Yesterday in his televised pitch on the deal he almost looked embarrassed, sheepish actually, reading that silly script and for all the world looking like a man doing his best to convince Americans (and probably himself) this was a good deal for any homeowner affected by this nightmare.

NBC News had a guy on the air last night (in tears) who lost his home in this debacle. He called the settlement "a sham" and an insult to homeowners and he ought to know. He's an actual victim, not a government bureaucrat spinning a "settlement" where nothing really is settled.

The guy that wrote the book "Too Big To Fail" was also on the tube talking about this deal.

And for openers he says there's not even a good way right now under this deal to figure out who the devil qualifies for any of this pennies-from-heaven relief, "And we really won't know for six months to a year," says Andrew Ross Sorkin.

"This is really going to be a battle for many homeowners to actually participate in this program. You have to have your mortgage owned by one of these five banks," he adds.

One major problem is that half of the people in this country who are now underwater in their mortgages did not have their loans originate with these five banks, says Sorkin.

Another problem is this: he thinks it will take two to three years just to "flesh out how people are gong to get paid" in this glorious settlement.


And the deal they made for that stay-out-of-jail card cost the banks a pittance. Critics say that a $25 Billion settlement amount split up between the players is a slap on the wrist. A joke.

If you’re a cynic you must ponder how fortunate it is for these characters that they could figure out a way to privatize profits in a massive world-wide exotic derivatives scam, unheard of in the history of the human race or modern finance, and put all the downside risk on the public, then create and pump up a housing bubble which eventually exploded (as they knew it would) and leave taxpayers holding the bag -- the same characters who then are amazingly never prosecuted for that cute little number and indeed make billions off it -- and who now will never be prosecuted for a massive post-bubble MERS robo-signing mortgage home foreclosure scam.

A slick trick indeed. God must be on their side.

God must love them immensely for he showereth upon them manna from heaven in the form of stay-out-of-jail cards handed out by all those government gunslingers like McKenna.

It is not lost on some that every time some inner city black kid with a rusty .22 with a broken firing pin knocks off a 7-11 for $98.37 – and hurts no one in the process - the entire law enforcement/legal machine kicks into high gear and ignites the turbo-chargers to find that dangerous criminal to make sure the no account miscreant does a minimum five years hard time in some hellhole as an example to others about how effective the law enforcement-legal system is.

How sharp it is. How on the ball it is. How tough it is.

But let someone in a three piece suit in Manhattan destroy thousands upon thousands of American lives, foreclose their homes out from under them when they don't even legally own the property they foreclosed on, rip their hearts out of their bodies, burn their souls to the ground, rake them through the Trail of One Thousand Tears, take them for hundreds of millions of dollars in a taxpayer funded bailout and cost them more in dollars and cents and pure emotional agony than any other loss in their life outside of a family member’s death…and those guys walk free?

Yes, they walk.

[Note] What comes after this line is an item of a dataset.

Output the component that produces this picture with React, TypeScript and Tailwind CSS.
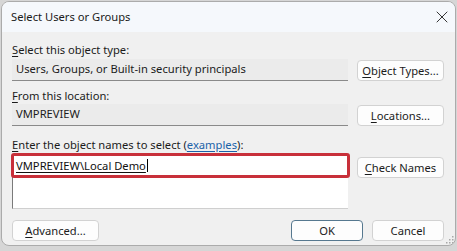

They do a money deal for pennies on the dollar with guys like McKenna and walk. No prosecution in most cases most likely. Back to business as usual.

It is morning in America. The system works.

Black kid with public defender and rusty .22 does hard time. Rich white guys in suits walk.

That is, if you’re a cynic of course. We all know that’s not the case. This is America after all where government officials wear white hats and always do the right thing. They’re on our side. They have press releases that affirm that.


Thursday's announcement marks the end to 16 months of blah-blah-blah.

The result is a state-federal settlement that will deliver not much of any relief to U.S. homeowners, although many news stories are selling the angle it will. Not selling it outright mind you, but pushing the angle.

Almost makes one think they might have a horse in this race.

The deal is spread out over three years. It requires the banks to cut mortgage debt amounts and extend those whoop-dee-doo $2,000 payments to borrowers who lost their homes to foreclosure.

And it also releases the banks - Bank of America Corp, Wells Fargo & Co, JPMorgan Chase & Co., Citigroup Inc., and Ally Financial Inc. - from civil government claims over “faulty foreclosures” and the “mishandling” of requests for loan modifications.

There’s a nice term. Mishandling.

The banks will still face other potential government enforcement actions – which could result in more “deals” however - and investor lawsuits related to their packaging of home loans into securities, and other mortgage-related activities.

It is also true that many of those lawsuits, if they do materialize, can be settled for pennies on the dollar as an estimated 85% of all lawsuits do not result in court trials.

"The bottom line about this settlement, is it's okay, it's a step forward, it's a step in the right direction. But let's not kid ourselves, there's a hell of a lot more that needs to be done," said Ira Rheingold, executive director of the National Association of Consumer Advocates in what may be the day’s biggest understatement.

California, the state that has racked up about a third of the country's foreclosures in the past few years, will get an oversized portion of the relief, some 45 percent.

Some consumer protection groups, foreclosure attorneys and others predict there won't be deluge of bank foreclosures.

That’s because the agreement released mortgage lenders from civil claims related to the MERS robo-signing scandal and “other foreclosure abuses.” You can view that angle as sort of a civil get-out-of-court card.

Florida is one state with a badly hit housing market. The word is there that Florida's share of the agreement, about $8.4 billion, isn't anywhere near enough to help change the course of that state's badly hammered and struggling housing market or even offer much help to homeowners who are underwater with their mortgages or who were wrongly foreclosed upon.

For Florida where 2 million homes - nearly half of all residential properties - are underwater and worth less than what their owners agreed to pay for them, that settlement is the equivalent of a mouse passing gas in a very big wind.

One news story on the settlement quotes Chuck Mineo, a Pennsylvania lawyer, Florida Realtor and consultant for Consumer Advocate Law Firm, as saying for anyone in Florida this deal is an “irrelevancy.”

He says at best it can knock off maybe $20,000 from some people's mortgages, "But the people I work with are well underwater and they're throwing up their hands," said Mineo who adds that “no one is going to feel that $7.6 billion."